After lunch we wandered through the last little bit of the museum and then hiked back to the entrance where we made our way back to the metro and on to soccer.

Now Europeans as a whole do not take this sport lightly. This sport is a religion to them and they support their teams like no Red Sox fan every dream of. Today I was going to get a taste of how Sweden supported their team.

Now we had visited the camp yesterday, but today we were going to the meeting area where the Swedes were called to congregate. From this point we were going to march to the stadium, which was a ways away. This had all been cleared with the Ukrainian authorities, and although there were swarms of cops around the area, there were no clashes that I saw.

The camp was on a large concrete square, which may have been build for Sunday markets or something, but now, it was full of Swedes buying cheap beer, singing, painting themselves and generally having a great time. Being proper Swedish fans we were super early and had gotten off the metro with a bunch of other Swedes, causing a spectacle as cheers echoed through the bomb shelter/ metros as we made our way to the surface.

The area was huge and we were joined by more and more Swedes as the hours progressed. I had thought of painting my face, but the heat and humidity made me happy that I had not done this; it would have just been a mess after a while. I did admire those who painted their entire bodies, but their smeared faces after the game told me that I had made the right decision. We found what little shade there was to be had and took shelter in it.

After a while we decided that we were hungry so we, like many others invaded the one McDonalds across the street. You sort of felt sorry for the staff of the McDonalds, I hope they got holiday pay for having to put up with the large influx of Swedes that crammed themselves into the room and lined up out the door for the sweet succulent big mac and fries that could be attained at this magical kiosk.

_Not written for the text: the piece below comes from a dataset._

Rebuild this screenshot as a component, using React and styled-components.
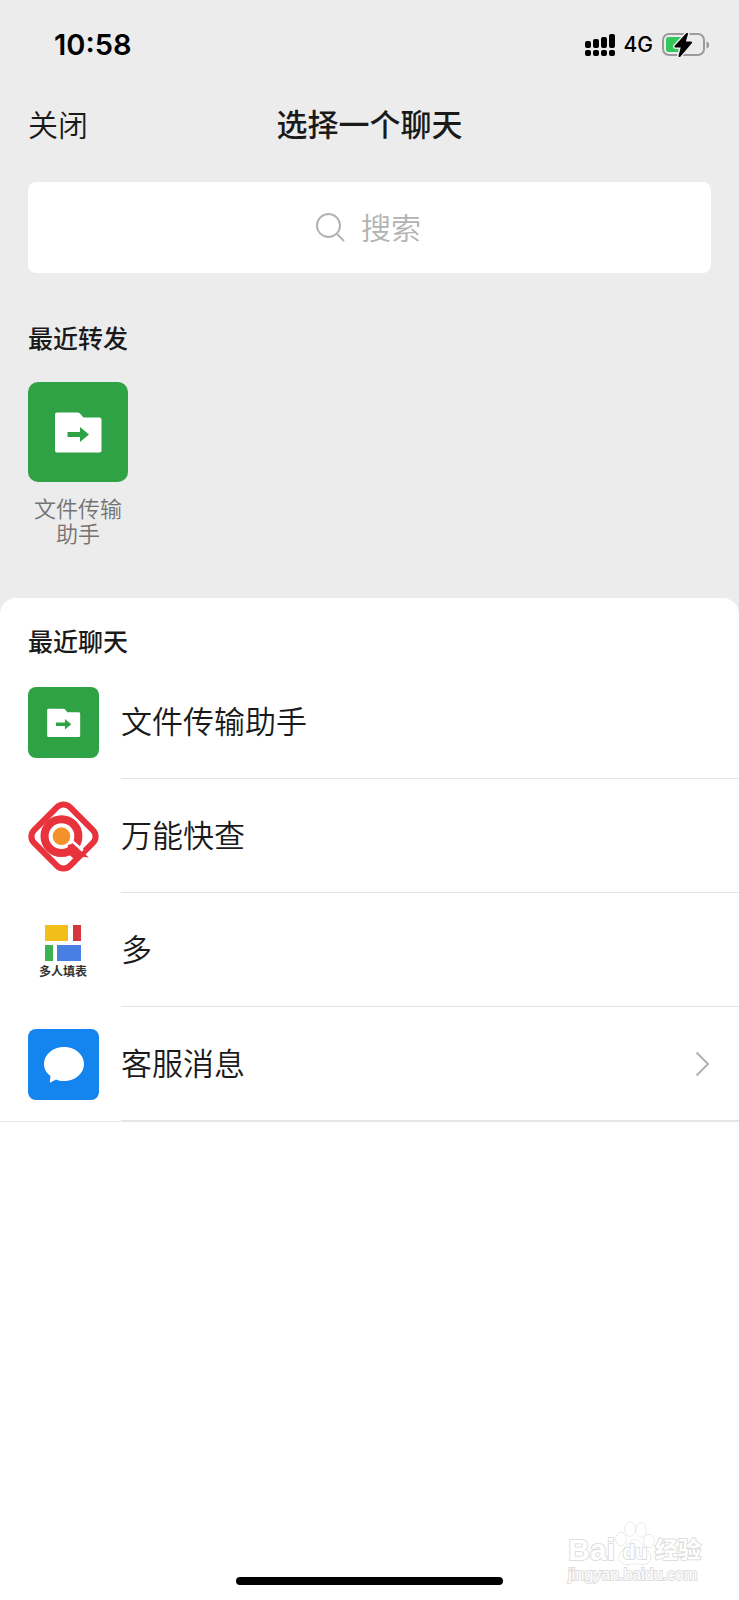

We sheltered in the air conditioned McDonalds for a while until it got very close to the time where we had to line up to march.

The march was something very interesting to see. Apart from the men in the crowd not thinking of going to the bathroom before marching, or being old enough to hold it until we got to the stadium nothing bad happened, unless you call the parade route smelling like "you know what" a bad thing.

We were a massive sea of blue and yellow in the town where tonight's rivals were from. We cheered and waved and showed our support and are probably on Youtube by now, considering how many people had their smart phones out to film us as we walked by. The march went very well and we made it to the stadium and the line of swat team with no incident. I heard that a few days later the Russians tried to do the same thing and many of them did not get to see the match.

The first barrier was the swat team who would not let us enter unless they saw a ticket in each person’s hand. Then we walked further where our bags were searched and we were patted down. Then finally we got to the stadium gates where our tickets were scanned. After a long hot march we were at the stadium! Now we just had to wait more than two hours for the game to start. I was a little footballed out by this point and just want the game to start.

The organizers made several attempts to entertain the crowd during our long wait in the stadium. They were good attempts, but after the few minutes were up there was not much to do but people watch, which was interesting in itself. 1/10 of the tickets had been allotted for Swedish supporters, the same for Ukraine, and the other to governments and tour companies, etc. However, the home team definitely had the advantage in numbers of supporters. But something like 10-15,000 Swedes were in the stadium.

The teams took the field to loud applause. Each soccer player walked hand in hand with a child before the national anthems of both countries were played. It was nice to see that in Ukraine they tried to have many little girls mixed in with the children as opposed to Poland that had few girls allowed on the field, a fact that really annoyed me.

The end of the national anthem saw lots of confetti and streamers thrown as the teams lined up to play. Sweden won the coin toss and began the battle. It was a sort of even game the first half and the half ended 0-0 to loud applause and cheers.

At half time I had to go to the bathroom, so I set out to find it. This was the hardest row to climb out of that I had ever been in. I could not figure out the signs so I asked one of the helpers, "where is the nearest bathroom?" That questions was beyond her English abilities, so she was about to ask for help when a guy came and simply said, “toilet?” To this she pointed downstairs. I followed him downstairs and found what I was looking for. I guess bathroom is not nearly as common as toilet.

The second half was where all of the fun and disappointment happened. Sweden quickly made the score 1-0. This sent the fans into a frenzy of glee. We cheered and cheered until in retaliation the score became 1-1, and then not long after 1-2. The second goal was a goal that should not have happened, but one of the players was not doing their job apparently.

The Swedish supporters grew quieter and quieter as the game wore on and we realized that Sweden was not going to win. We even refused to do the wave when it came around, which had a rather comical affect on the wave as it went around the oval stadium.

Although the Swedish national team owed it to us to win, they did not and the game ended 1-2. Now, we were in the capital of the host country, so the walk of shame was very long.

Most of the metro stations had been shut down for security reasons, (the line of 17 swat members at the entrance to the metro left no doubt in our mind that we could not go down there,) so we had to walk a long distance though a city that was boisterously happy about the one match they would win this tournament. Cars honked, people cheered and there was this atmosphere of pure jubilations, with a sprinkling of somber Swedes mixed in. Luckily our jerseys looked enough alike that we blended in and were ignored by most of the crowd, except for a few who felt like reminding us that Sweden had not played well, which was there way of saying good game.

It took a long time, but we finally made it an open metro which took us to the hotel and the long awaited bed. Sunburns had colored all of our faces, so cold showers and air conditioning was lovely. I took the precautions of packing tonight so that we would not be stressed out tomorrow when we had to leave in the morning.